Gough is magnificent and absurd in equal measure

It’s tricky, though, because the first half’s whiff of cliche feels like an effective way of lulling us into a false sense of security before a second half that has to rank as one of the greatest in twenty-first century drama. After entering rehab a second time, Emma confronts her parents with how much she's changed. Everything is set for her to be gratefully accepted back into the fold, for her recovery to be eulogised, for her and her parents to be able to collectively mourn her late brother Mark. And that… doesn’t happen. Her confrontation with her parents is devastating, each line from her mum and dad a mortal wound for the new shiny version of herself that Emma has assembled. 

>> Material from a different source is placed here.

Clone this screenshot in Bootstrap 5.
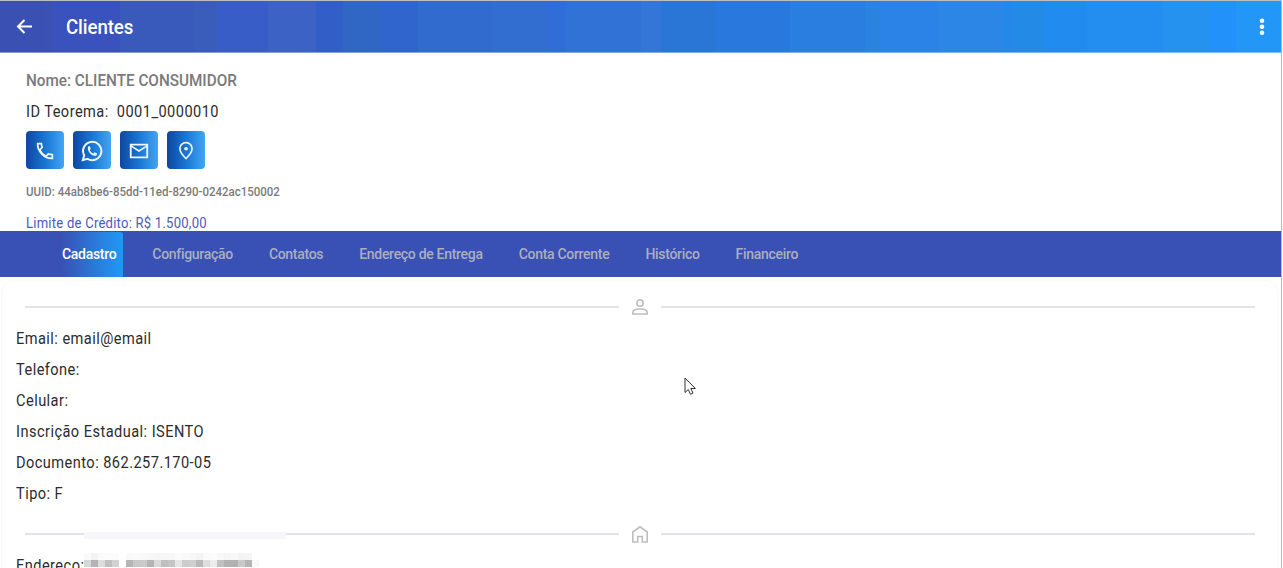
<!DOCTYPE html>
<html lang="pt-BR">
<head>
<meta charset="utf-8">
<meta name="viewport" content="width=device-width, initial-scale=1">
<title>Clientes</title>
<link rel="stylesheet" href="https://cdn.jsdelivr.net/npm/bootstrap@5.3.0/dist/css/bootstrap.min.css">
<style>
body{font-family:Roboto,sans-serif;font-size:16px;color:#2c2c2e;background:#fff;overflow:hidden}
svg{display:block;flex:none}
.window{width:1282px;height:568px;border-top:1px solid #bdbec2;border-right:1px solid #b9b9bd;overflow:hidden}
.topbar{height:52px;padding:0 14px 0 16px;color:#fff;border-bottom:1px solid rgba(255,255,255,.4);
background:linear-gradient(90deg,#3a50b3 0 45px,#3a53b0 0 52px,#3952bd 0 120px,#395aba 0 194px,#3a5dbb 0 217px,#385dc7 0 268px,#3c62c5 0 316px,#325fc7 0 343px,#3066c4 0 381px,#3065ce 0 418px,#326bce 0 492px,#316ecf 0 548px,#306dd8 0 566px,#3172d6 0 641px,#3376d8 0 661px,#2976d6 0 716px,#2978de 0 790px,#2a7edf 0 865px,#2983df 0 880px,#2b83e8 0 939px,#2b86e6 0 1002px,#2488e8 0 1014px,#238be5 0 1045px,#228bef 0 1087px,#238df0 0 1163px,#2592ef 0 1210px,#2291f9 0 1236px,#2297f8 0)}
.topbar h1{font-size:20px;font-weight:500;letter-spacing:-.1px;margin:0 0 0 33px;transform:scaleX(.935);transform-origin:0 50%}
.summary{height:178px;padding:12px 26px 0;overflow:hidden}
.line{height:31px;line-height:31px;white-space:pre;letter-spacing:.5px;transform:scaleX(.911);transform-origin:0 50%}
.client{color:#7a7a7a;font-weight:500;letter-spacing:0;transform:scaleX(.955)}
.actions{gap:9px;padding-top:4px;margin-bottom:8px}
.action{width:38px;height:38px;padding:1px 0 0;border:0;border-radius:4px;background:linear-gradient(90deg,#0d47a1,#1976d2 50%,#42a5f5);color:#f0f6ff}
.uuid{font-size:12px;font-weight:500;color:#7a7a7a;letter-spacing:0;transform:scaleX(.957)}
.credit{font-size:14px;color:#4a5bc0;letter-spacing:.25px;transform:scaleX(.933)}
.tabs{height:46px;background:#3951b5;padding-left:55px}
.tabs .nav-link{padding:0 7px;margin-right:22px;font-size:14px;font-weight:500;letter-spacing:-.3px;line-height:46px;color:#abaebe}
.tabs .nav-link.active{color:#fff;background:linear-gradient(90deg,#3951b5 10%,#2196f3 95%);border-radius:0 3px 0 0;margin-top:1px;line-height:44px}
.details{height:330px;margin:3px 3px 0 1px;padding:10px 22px 0 14px;border:1px solid #faf9fd;border-radius:12px}
.divider{height:32px;gap:12px;color:#bebebe;margin:0 0 0 9px}
.rule{height:2px;background:#e4e3e9}
.redacted{left:84px;top:531px}
.pointer{left:684px;top:376px}
</style>
</head>
<body>
<div class="window position-relative">
<header class="topbar d-flex align-items-center">
<svg width="17" height="16" viewBox="0 0 17 16" fill="none" stroke="#fff" stroke-width="2"><path d="M16 7.500H2M8.500 1 2 7.500 8.500 14"/></svg>
<h1>Clientes</h1>
<svg class="ms-auto" width="10" height="20" fill="#fff"><circle cx="5" cy="3.700" r="2.300"/><circle cx="5" cy="9.700" r="2.300"/><circle cx="5" cy="15.700" r="2.300"/></svg>
</header>
<section class="summary">
<div class="line client">Nome: CLIENTE CONSUMIDOR</div>
<div class="line">ID Teorema:  0001_0000010</div>
<div class="d-flex actions">
<button class="action d-flex align-items-center justify-content-center" aria-label="Telefone"><svg width="22" height="22" viewBox="0 0 24 24" fill="none" stroke="currentColor" stroke-width="1.900"><path d="M4 4h4l.8 4.200-2.600 2.600c1.500 2.900 3.900 5.500 6.800 7l2.600-2.600 4.400.8v4C11.500 20.500 3.500 12.500 4 4Z"/></svg></button>
<button class="action d-flex align-items-center justify-content-center" aria-label="WhatsApp"><svg width="22" height="22" viewBox="0 0 24 24" fill="none" stroke="currentColor" stroke-width="2.200"><path d="m2 22 1.500-5.200A10 10 0 1 1 7.200 20.600Z"/><path d="M8.600 6.500c-3.200 2.700.8 9.700 6 10.700 1.800.3 3-1.100 2.900-2.600l-2.600-1.300-1.300 1.500c-2-.9-3.200-2.200-4-4l1-1.400-1-2.700Z" fill="currentColor" stroke="none"/></svg></button>
<button class="action d-flex align-items-center justify-content-center" aria-label="E-mail"><svg width="22" height="22" viewBox="0 0 24 24" fill="currentColor"><path d="M22 4H2v16h20V4Zm-2 2-8 5-8-5h16Zm0 12H4V8l8 5 8-5v10Z"/></svg></button>
<button class="action d-flex align-items-center justify-content-center" aria-label="Localização"><svg width="22" height="22" viewBox="0 0 24 24" fill="currentColor"><path d="M12 2C7.800 2 4.500 5.200 4.500 9.500c0 3.300 2.500 7.200 7.500 12 5-4.800 7.500-8.700 7.500-12C19.500 5.200 16.200 2 12 2Zm0 17c-3.700-3.800-5.700-6.900-5.700-9.500C6.300 6.200 8.800 3.900 12 3.900s5.700 2.300 5.700 5.600c0 2.600-2 5.700-5.700 9.500Z"/><circle cx="12" cy="9.500" r="2"/></svg></button>
</div>
<div class="line uuid">UUID: 44ab8be6-85dd-11ed-8290-0242ac150002</div>
<div class="line credit">Limite de Crédito: R$ 1.500,00</div>
</section>
<nav class="nav tabs flex-nowrap">
<a class="nav-link active" href="#">Cadastro</a><a class="nav-link" href="#">Configuração</a><a class="nav-link" href="#">Contatos</a><a class="nav-link" href="#">Endereço de Entrega</a><a class="nav-link" href="#">Conta Corrente</a><a class="nav-link" href="#">Histórico</a><a class="nav-link" href="#">Financeiro</a>
</nav>
<main class="details">
<div class="divider d-flex align-items-center"><div class="rule flex-fill"></div><svg width="18" height="18" viewBox="0 0 18 18" fill="none" stroke="currentColor" stroke-width="1.600"><circle cx="9" cy="5" r="3.200"/><path d="M1.800 16v-1.700C1.800 12 5.500 11 9 11s7.200 1 7.200 3.300V16Z"/></svg><div class="rule flex-fill"></div></div>
<div class="line">Email: email@email</div>
<div class="line">Telefone:</div>
<div class="line">Celular:</div>
<div class="line">Inscrição Estadual: ISENTO</div>
<div class="line">Documento: 862.257.170-05</div>
<div class="line">Tipo: F</div>
<div class="divider d-flex align-items-center" style="margin-top:9px"><div class="rule flex-fill"></div><svg width="18" height="18" viewBox="0 0 18 18" fill="none" stroke="currentColor" stroke-width="1.600"><path d="M1.800 17V7L9 1.800 16.200 7v10h-4.900v-5.500H6.700V17Z"/></svg><div class="rule flex-fill"></div></div>
<div class="line">Endereço:</div>
</main>
<svg class="position-absolute redacted" id="redacted" width="202" height="36" shape-rendering="crispEdges"><path fill="#f7f7fa" d="M0 0h202v7H0z"/><path fill="#fff" d="M0 7h202v29H0z"/></svg>
<svg class="position-absolute pointer" width="13" height="20" viewBox="0 0 13 20" fill="#fff" stroke="#303040" stroke-width="1"><path d="M1 1v14.500l3.300-3 2.200 4.800 2.500-1.200-2.200-4.600h4.600Z"/></svg>
</div>
<script src="https://cdn.jsdelivr.net/npm/bootstrap@5.3.0/dist/js/bootstrap.bundle.min.js"></script>
<script>
// Mosaic that hides the street address: one grey level per 7px tile.
const rows = [
  [21, 'fa f3 fb fc fc ff f9 fa f9 f7 f6 f6 f7 fc fa f8 f4 fb fc f8 f5 f8 f4 f5 ff'],
  [28, 'd8 b3 dc bf d2 ff b5 c8 ca b4 da bf c4 e6 cc cf b9 de ec c2 b2 b1 c9 b5 f8']
];
const svg = document.getElementById('redacted');
rows.forEach(([y, tones]) => tones.split(' ').forEach((t, i) => {
  const r = document.createElementNS('http://www.w3.org/2000/svg', 'rect');
  Object.entries({x: i * 7, y, width: 7, height: 7, fill: '#' + t + t + t}).forEach(([k, v]) => r.setAttribute(k, v));
  svg.append(r);
}));
</script>
</body>
</html>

It’s all the more devastating for their weary acceptance of her old self, interspersing some of the most devastating lines you’ll ever hear in the theatre with discussion of the three of them getting a takeaway that night. The device of having Sinéad Cusack play Emma’s affable doctor and therapist brilliantly pays off when she returns as the mum: we expect her to be kind and concerned and indeed maternal; she is not.

It’s a scene that flips the story on its head: before, you could reasonably say it was a play about rehab. After, it’s something more existential, a drama about how self-invention lies at the heart of the human experience, and how that hits its limits when other people – in this case Emma’s parents – simply have a different idea about who we are. And that’s not to say Emma – not her real name, btw – is actually right about who she is.

At some point ‘People, Places and Things’ needs to be set free from this production. A new director might freshen up the first half. Gough is too good to not turn herself towards something new. But there’s no rush. Minor quibbles aside, after a seven year break – going cold turkey if you will – this is the best sort of relapse.